» Short problem
Review the material line by line. Identify and copy every line that contains the string "index".

» Dataset section
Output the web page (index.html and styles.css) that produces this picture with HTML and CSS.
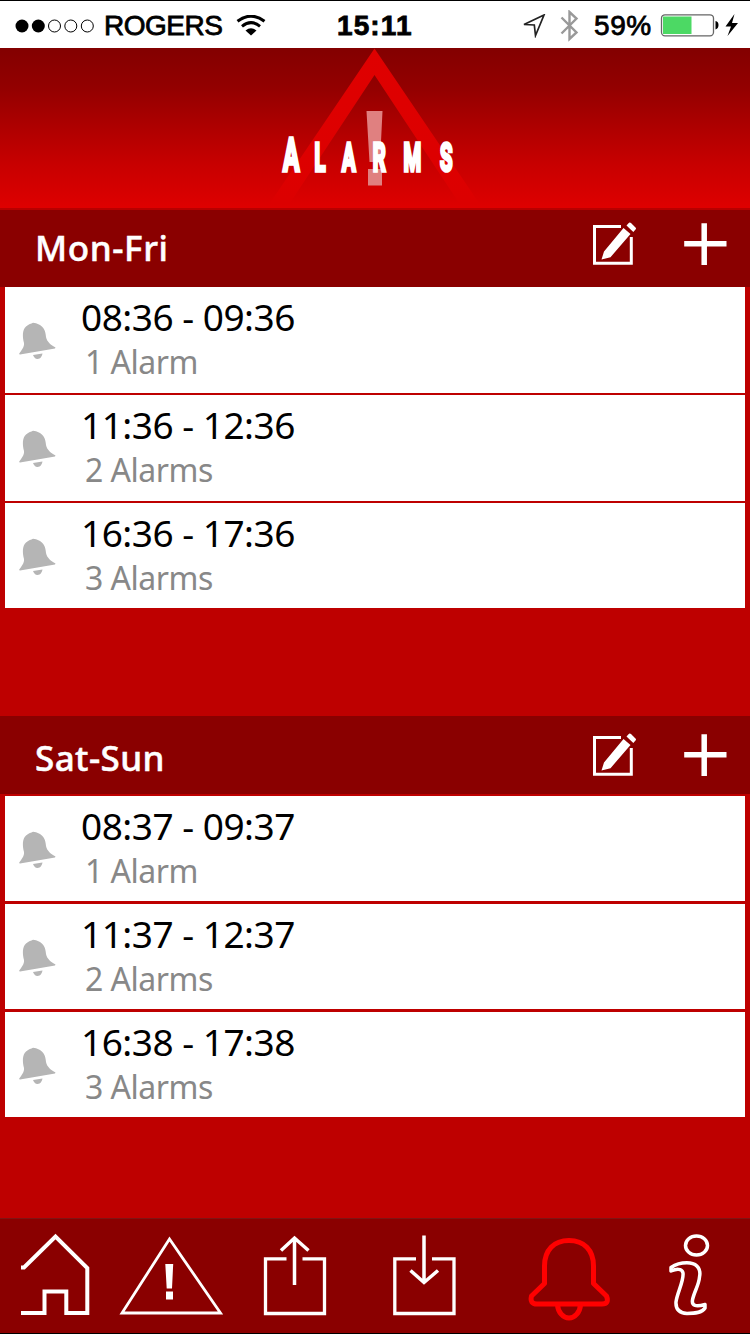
FILE: index.html
```html
<!DOCTYPE html>
<html lang="en">
<head>
<meta charset="utf-8">
<title>Alarms</title>
<link rel="stylesheet" href="styles.css">
</head>
<body>
<svg class="defs" width="0" height="0">
  <symbol id="bell" viewBox="0 0 37 37">
    <path d="M0 32C2.500 28 5.500 25 5 21C3.500 15 3 8 7 4.500C10 2 12 2 14 .8C16 1 18 1.500 20 2.500C25 5 26.500 9 27 15C28 20 32 23 36.500 25.500L36 26.500L1 32.500Z"/>
    <path d="M14 33L23.500 31.500C23 34 21.500 37 18.500 37C16 37 15 35 14 33Z"/>
  </symbol>
  <symbol id="edit" viewBox="0 0 46 46">
    <path d="M28 5.500H1.500V42.300H38.300V16" fill="none" stroke="#fff" stroke-width="3"/>
    <path d="M8.500 38.500L11 30.500L30.500 7L37.500 13L17.500 36.200Z M33.500 4.500L36 1.800Q37 1 38 2L42.500 6.500Q43.500 7.500 42.500 8.500L40.300 11Z" fill="#fff"/>
  </symbol>
  <symbol id="plus" viewBox="0 0 43 42">
    <path d="M20.200 .3V42M.2 20.700H42.500" fill="none" stroke="#fff" stroke-width="5.500"/>
  </symbol>
</svg>
<div class="screen">
  <div class="status">
    <svg class="dots" width="82" height="20" viewBox="0 0 82 20">
      <circle cx="8" cy="10" r="6.500"/><circle cx="24.300" cy="10" r="6.500"/>
      <g fill="none" stroke="#000" stroke-width="1"><circle cx="40.500" cy="10" r="6"/><circle cx="56.800" cy="10" r="6"/><circle cx="73.300" cy="10" r="6"/></g>
    </svg>
    <span class="carrier">ROGERS</span>
    <svg class="wifi" width="30" height="22" viewBox="0 0 30 22">
      <g fill="none" stroke="#000" stroke-width="3"><path d="M1.500 6.300Q15-4 28.500 6.300"/><path d="M6 11.300Q15 4 24 11.300"/></g>
      <path d="M9.500 15.500Q15 11 20.500 15.500L15 20.500Z"/>
    </svg>
    <span class="clock">15:11</span>
    <svg class="locate" width="24" height="24" viewBox="0 0 24 24"><path d="M2 10.500L22 1L13.500 21.500L12.300 11Z" fill="none" stroke="#222" stroke-width="1.700"/></svg>
    <svg class="bluetooth" width="19" height="32" viewBox="0 0 19 32"><path d="M1.500 7.500L16.500 22.500L9.500 29V2L16.500 8.500L1.500 23.500" fill="none" stroke="#999" stroke-width="2.400"/></svg>
    <span class="percent">59%</span>
    <svg class="battery" width="78" height="24" viewBox="0 0 78 24">
      <rect x="1.500" y=".8" width="52" height="21" rx="3.500" fill="#fff" stroke="#666" stroke-width="1.300"/>
      <rect x="3" y="2.500" width="28.500" height="17.500" fill="#4cd964"/>
      <path d="M55.500 7Q58.500 7.500 58.500 11T55.500 15.500Z"/>
      <path d="M74.500 0L65.500 12.500H71L67.500 22L78 9H72Z"/>
    </svg>
  </div>

  <div class="hero">
    <svg width="750" height="160" viewBox="0 0 750 160">
      <defs><linearGradient id="fade" x1="0" y1="0" x2="0" y2="1"><stop offset="0" stop-color="#df0000"/><stop offset="1" stop-color="#dc0000"/></linearGradient></defs>
      <path d="M374.500 .5L479 155H459L374.500 27L290 155H270Z" fill="url(#fade)"/>
      <path d="M366.500 63H382.500L380 114H369.500ZM368 121H382V137.500H368Z" fill="#e08080"/>
      <g class="title" transform="translate(0 123) scale(.52 1)">
        <text class="cap" x="544">A</text>
        <text class="small" x="605 657.500 717 776 846">LARMS</text>
      </g>
    </svg>
  </div>

  <section class="group">
    <header class="group-head"><h2>Mon-Fri</h2><svg class="edit"><use href="#edit"/></svg><svg class="plus"><use href="#plus"/></svg></header>
    <ul class="list">
      <li class="row"><svg class="bell"><use href="#bell"/></svg><div><p class="time">08:36 - 09:36</p><p class="count">1 Alarm</p></div></li>
      <li class="row"><svg class="bell"><use href="#bell"/></svg><div><p class="time">11:36 - 12:36</p><p class="count">2 Alarms</p></div></li>
      <li class="row"><svg class="bell"><use href="#bell"/></svg><div><p class="time">16:36 - 17:36</p><p class="count">3 Alarms</p></div></li>
    </ul>
  </section>

  <section class="group weekend">
    <header class="group-head"><h2>Sat-Sun</h2><svg class="edit"><use href="#edit"/></svg><svg class="plus"><use href="#plus"/></svg></header>
    <ul class="list">
      <li class="row"><svg class="bell"><use href="#bell"/></svg><div><p class="time">08:37 - 09:37</p><p class="count">1 Alarm</p></div></li>
      <li class="row"><svg class="bell"><use href="#bell"/></svg><div><p class="time">11:37 - 12:37</p><p class="count">2 Alarms</p></div></li>
      <li class="row"><svg class="bell"><use href="#bell"/></svg><div><p class="time">16:38 - 17:38</p><p class="count">3 Alarms</p></div></li>
    </ul>
  </section>

  <nav class="tabs">
    <svg class="tab home" width="70" height="84" viewBox="20 1233 70 84"><path d="M21 1267.500H24L55.500 1236.500L87.300 1268V1313H66.300V1291.500H44.500V1313H21" stroke-width="4"/></svg>
    <svg class="tab warning" width="104" height="84" viewBox="119 1233 104 84"><path d="M169.500 1239L220.500 1313H122Z" stroke-width="2.800"/><path class="solid" d="M165.300 1264H173.200L172 1288.500H166.700ZM166 1291.500H173V1299.500H166Z"/></svg>
    <svg class="tab share" width="64" height="84" viewBox="263 1233 64 84"><path d="M286.500 1258.800H265.500V1313.500H324.500V1258.800H302.500" stroke-width="3.300"/><path d="M294.500 1285V1238M281 1250.500L294.500 1238L308.500 1250.500" stroke-width="3.500"/></svg>
    <svg class="tab save" width="64" height="84" viewBox="393 1233 64 84"><path d="M416 1258.800H394.800V1313.500H454V1258.800H432" stroke-width="3.300"/><path d="M424 1235.500V1282.500M410.500 1270.500L424 1282.500L438 1270.500" stroke-width="3.500"/></svg>
    <svg class="tab alarms" width="84" height="88" viewBox="527 1235 84 88"><path d="M544.500 1283.500V1266C544.500 1250 554 1240.500 569 1240.500S593.500 1250 593.500 1266V1283.500L606.500 1296Q609.500 1304 602 1304H537Q529.500 1304 531.500 1296ZM557.500 1305C558 1312 563 1318 569 1318S580 1312 580.500 1305" stroke-width="5"/></svg>
    <svg class="tab info" width="44" height="84" viewBox="667 1233 44 84"><ellipse cx="696.500" cy="1245.500" rx="11" ry="9.500" stroke-width="3.500"/><path d="M671 1271V1267.500C677 1263.500 684 1262.500 690 1263C698 1264 701 1270 699.500 1277C699 1285 694 1292 692.500 1300C691.500 1306 696 1307 705 1304.500V1308C702 1313 695 1313.500 687 1313.500C680 1313 675.500 1310 676 1302C677 1293 684 1281 683 1273C682 1268 676 1269 671 1271Z" stroke-width="3.500" stroke-linejoin="round"/></svg>
  </nav>
</div>
</body>
</html>
```

FILE: styles.css
```css
* { box-sizing: border-box; }
body, h2, p, ul { margin: 0; padding: 0; }
body { font-family: "Noto Sans", "Open Sans", sans-serif; background: #be0000; }
svg { display: block; flex: none; }
.defs { position: absolute; }
.screen { width: 750px; height: 1334px; display: flex; flex-direction: column; overflow: hidden; background: #be0000; border-bottom: 1px solid #000; }

.status { height: 48px; flex: none; display: flex; align-items: center; padding: 2px 0 0 14px; background: #fff; border-top: 1px solid #000; font-family: "Liberation Sans", Arial, sans-serif; color: #000; white-space: nowrap; -webkit-text-stroke: .8px #000; }
.carrier { width: 132px; margin-left: 8px; font-size: 28px; letter-spacing: -.5px; }
.wifi { margin-left: 0; }
.clock { width: 84px; margin-left: 71px; font-weight: bold; font-size: 28px; letter-spacing: 1.1px; }
.locate { margin-left: 101px; }
.bluetooth { margin-left: 14px; }
.percent { width: 60px; margin-left: 15px; font-size: 28px; letter-spacing: .6px; }
.battery { margin-left: 6px; }

.hero { height: 162px; flex: none; background: linear-gradient(#830000, #930000 25%, #c80000 73%, #de0000); border-bottom: 2px solid #b80000; }
.title { fill: #fff; stroke: #fff; stroke-width: 3.600; font-family: "Roboto", sans-serif; font-weight: bold; }
.cap { font-size: 47px; }
.small { font-size: 39px; }

.group { flex: none; }
.weekend { margin-top: 107px; }
.group-head { height: 77px; display: flex; align-items: center; padding: 0 23px 0 35px; background: #8a0000; }
.weekend .group-head { height: 78px; padding-top: 9px; }
.group-head h2 { flex: 1; padding-bottom: 3px; font-size: 35px; font-weight: 500; letter-spacing: .6px; color: #fff; -webkit-text-stroke: .5px #fff; }
.weekend h2 { padding-bottom: 5px; letter-spacing: .4px; }
.edit { width: 46px; height: 46px; margin: -9px 45px 0 0; }
.plus { width: 43px; height: 42px; margin-top: -9px; }
.list { display: grid; grid-auto-rows: 106px; gap: 2px; padding: 0 5px; list-style: none; }
.list .row:last-child { height: 105px; }
.weekend .list { grid-auto-rows: 105px; gap: 3px; padding-top: 2px; }
.row { display: flex; align-items: flex-start; padding-left: 14px; background: #fff; white-space: nowrap; }
.bell { width: 37px; height: 37px; margin: 35px 25px 0 0; fill: #b5b5b5; }
.time { height: 51px; padding-top: 5px; line-height: 50px; font-size: 37px; letter-spacing: -.5px; color: #000; }
.count { padding-left: 4px; line-height: 48px; font-size: 32px; letter-spacing: -.5px; color: #888; }

.tabs { height: 115px; margin-top: auto; flex: none; display: flex; align-items: flex-start; padding: 14px 0 0 20px; background: #8a0000; border-top: 1px solid #801414; }
.tab { fill: none; stroke: #fff; }
.solid { fill: #fff; stroke: none; }
.warning { margin-left: 29px; }
.share { margin-left: 40px; }
.save { margin-left: 66px; }
.alarms { margin: 2px 0 0 70px; stroke: #f00; stroke-linejoin: round; }
.info { margin-left: 56px; }
```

» Exercise response
Output the web page (index.html and styles.css) that produces this picture with HTML and CSS.
FILE: index.html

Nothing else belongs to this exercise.